What the task requires: List each line of the data that holds the string "React", please.

---

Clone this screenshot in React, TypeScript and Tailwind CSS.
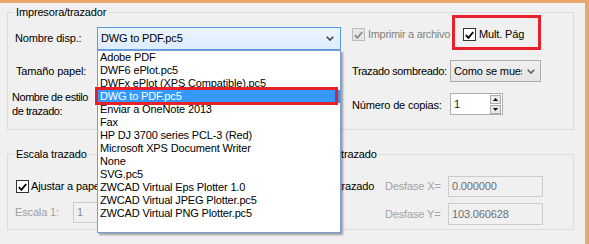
import React from 'react';

const plotters = [
  'Adobe PDF',
  'DWF6 ePlot.pc5',
  'DWFx ePlot (XPS Compatible).pc5',
  'DWG to PDF.pc5',
  'Enviar a OneNote 2013',
  'Fax',
  'HP DJ 3700 series PCL-3 (Red)',
  'Microsoft XPS Document Writer',
  'None',
  'SVG.pc5',
  'ZWCAD Virtual Eps Plotter 1.0',
  'ZWCAD Virtual JPEG Plotter.pc5',
  'ZWCAD Virtual PNG Plotter.pc5',
];

const CheckBox: React.FC<{ checked?: boolean; disabled?: boolean }> = ({ checked, disabled }) => (
  <span
    className={`flex h-[13px] w-[13px] shrink-0 items-center justify-center border ${
      disabled ? 'border-[#bcbcbc] bg-[#e6e6e6]' : 'border-[#333333] bg-white'
    }`}
  >
    {checked && (
      <svg width="9" height="8" viewBox="0 0 9 8">
        <path d="M0.8 4.2 L3.4 6.8 L8.2 1" fill="none" stroke={disabled ? '#8a8a8a' : '#000'} strokeWidth="1.9" />
      </svg>
    )}
  </span>
);

const Chevron: React.FC<{ color?: string }> = ({ color = '#404040' }) => (
  <svg width="8" height="5" viewBox="0 0 8 5" className="shrink-0">
    <path d="M0.7 0.7 L4 4 L7.3 0.7" fill="none" stroke={color} strokeWidth="1.6" />
  </svg>
);

const GroupBox: React.FC<{ title: string; className?: string; children: React.ReactNode }> = ({
  title,
  className = '',
  children,
}) => (
  <fieldset className={`border border-[#dcdcdc] ${className}`}>
    <legend className="ml-[6px] px-[2px] leading-[14px]">{title}</legend>
    {children}
  </fieldset>
);

export default function App() {
  return (
    <div className="relative h-[244px] w-[589px] overflow-hidden border-t-[3px] border-r-[4px] border-[#e9a869] bg-[#f0f0f0] pl-[7px] pt-[2px] font-['Liberation_Sans',Arial,sans-serif] text-[11px] tracking-[-0.15px] text-black">
      {/* Impresora/trazador */}
      <GroupBox title="Impresora/trazador" className="w-[567px]">
        <div className="pt-[8px] pb-[14px]">
          {/* Row 1 */}
          <div className="flex h-[23px]">
            <span className="w-[89px] self-center pl-[7px]">Nombre disp.:</span>
            <div className="relative w-[244px]">
              <div className="flex h-[23px] items-center justify-between border border-[#569de5] bg-gradient-to-b from-[#ecf4fc] to-[#dcecfc] pl-[3px] pr-[6px]">
                <span>DWG to PDF.pc5</span>
                <Chevron />
              </div>
              {/* open list */}
              <div className="absolute left-0 top-[23px] z-10 h-[183px] w-[244px] border border-[#7a9ec9] bg-white shadow-[2px_2px_2px_rgba(0,0,0,0.35)]">
                {plotters.map((p, i) => (
                  <div
                    key={p}
                    className={`relative h-[13px] whitespace-nowrap pl-[2px] leading-[13px] ${
                      i === 3 ? 'bg-[#3399ff] text-white' : ''
                    }`}
                  >
                    {p}
                    {i === 3 && (
                      <span className="absolute -left-[3px] -top-[3px] -bottom-[2px] right-[2px] border-[3px] border-[#e8202a]" />
                    )}
                  </div>
                ))}
              </div>
            </div>
            <div className="ml-[11px] mt-[1px] flex h-[13px] items-center">
              <div className="flex w-[111px] items-center gap-[3px] whitespace-nowrap text-[#838383]">
                <CheckBox checked disabled />
                <span className="tracking-[-0.3px]">Imprimir a archivo</span>
              </div>
              <div className="relative flex items-center gap-[3px]">
                <CheckBox checked />
                <span>Mult. Pág</span>
                <span className="absolute -left-[11px] -top-[11px] h-[35px] w-[89px] border-[3px] border-[#e8202a]" />
              </div>
            </div>
          </div>

          {/* Row 2 */}
          <div className="mt-[10px] flex h-[22px] items-center">
            <span className="w-[344px] pl-[8px]">Tamaño papel:</span>
            <span className="w-[98px] whitespace-nowrap tracking-[-0.35px]">Trazado sombreado:</span>
            <div className="flex h-[22px] w-[91px] items-center justify-between border border-[#acacac] bg-gradient-to-b from-[#f0f0f0] to-[#e5e5e5] pl-[3px] pr-[5px]">
              <span className="w-[68px] overflow-hidden whitespace-nowrap">Como se muestra</span>
              <Chevron color="#606060" />
            </div>
          </div>

          {/* Row 3 */}
          <div className="mt-[11px] flex h-[22px] items-center">
            <span className="w-[344px] pl-[4px] leading-[14px] tracking-[-0.45px]">
              Nombre de estilo
              <br />
              de trazado:
            </span>
            <span className="w-[98px] whitespace-nowrap pt-[2px]">Número de copias:</span>
            <div className="flex h-[22px] w-[53px] border border-[#abadb3] bg-white">
              <span className="flex-1 pl-[3px] pt-[2px] text-[#1a1a2e]">1</span>
              <div className="mr-[1px] mt-[1px] flex flex-col gap-[1px]">
                <span className="flex h-[9px] w-[11px] items-center justify-center border border-[#acacac] bg-[#e8e8e8]">
                  <svg width="5" height="3" viewBox="0 0 5 3">
                    <path d="M0 3 L2.5 0 L5 3 Z" fill="#000" />
                  </svg>
                </span>
                <span className="flex h-[9px] w-[11px] items-center justify-center border border-[#acacac] bg-[#e8e8e8]">
                  <svg width="5" height="3" viewBox="0 0 5 3">
                    <path d="M0 0 L5 0 L2.5 3 Z" fill="#000" />
                  </svg>
                </span>
              </div>
            </div>
          </div>
        </div>
      </GroupBox>

      <div className="mt-[17px] flex gap-[6px]">
        {/* Escala trazado */}
        <GroupBox title="Escala trazado" className="w-[262px]">
          <div className="pt-[15px] pb-[5px]">
            <div className="flex h-[21px] items-center gap-[2px] pl-[8px]">
              <CheckBox checked />
              <span>Ajustar a papel</span>
            </div>
            <div className="mt-[5px] flex h-[21px] items-center">
              <span className="w-[65px] pl-[7px] text-[#a0a0a0]">Escala 1:</span>
              <div className="flex h-[21px] w-[80px] items-center border border-[#cccccc] bg-[#f0f0f0] pl-[3px] text-[#8a8a8a]">
                1
              </div>
            </div>
          </div>
        </GroupBox>

        {/* Desfase de trazado */}
        <GroupBox title="Desfase de trazado" className="w-[299px]">
          <div className="pt-[15px] pb-[4px] pl-[9px]">
            <div className="flex h-[21px] items-center">
              <div className="flex w-[100px] items-center gap-[2px]">
                <CheckBox />
                <span>Centrar trazado</span>
              </div>
              <span className="w-[63px] text-[#a3a3a3]">Desfase X=</span>
              <div className="h-[21px] w-[95px] border border-[#cccccc] bg-[#f0f0f0] pl-[3px] pt-[1px] text-[#6d6d78]">
                0.000000
              </div>
            </div>
            <div className="mt-[6px] flex h-[22px] items-center">
              <span className="w-[100px]" />
              <span className="w-[63px] text-[#a3a3a3]">Desfase Y=</span>
              <div className="h-[22px] w-[95px] border border-[#cccccc] bg-[#f0f0f0] pl-[3px] pt-[2px] text-[#6d6d78]">
                103.060628
              </div>
            </div>
          </div>
        </GroupBox>
      </div>
    </div>
  );
}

---

Result of this task:
Clone this screenshot in React, TypeScript and Tailwind CSS.
import React from 'react';
const CheckBox: React.FC<{ checked?: boolean; disabled?: boolean }> = ({ checked, disabled }) => (
const Chevron: React.FC<{ color?: string }> = ({ color = '#404040' }) => (
const GroupBox: React.FC<{ title: string; className?: string; children: React.ReactNode }> = ({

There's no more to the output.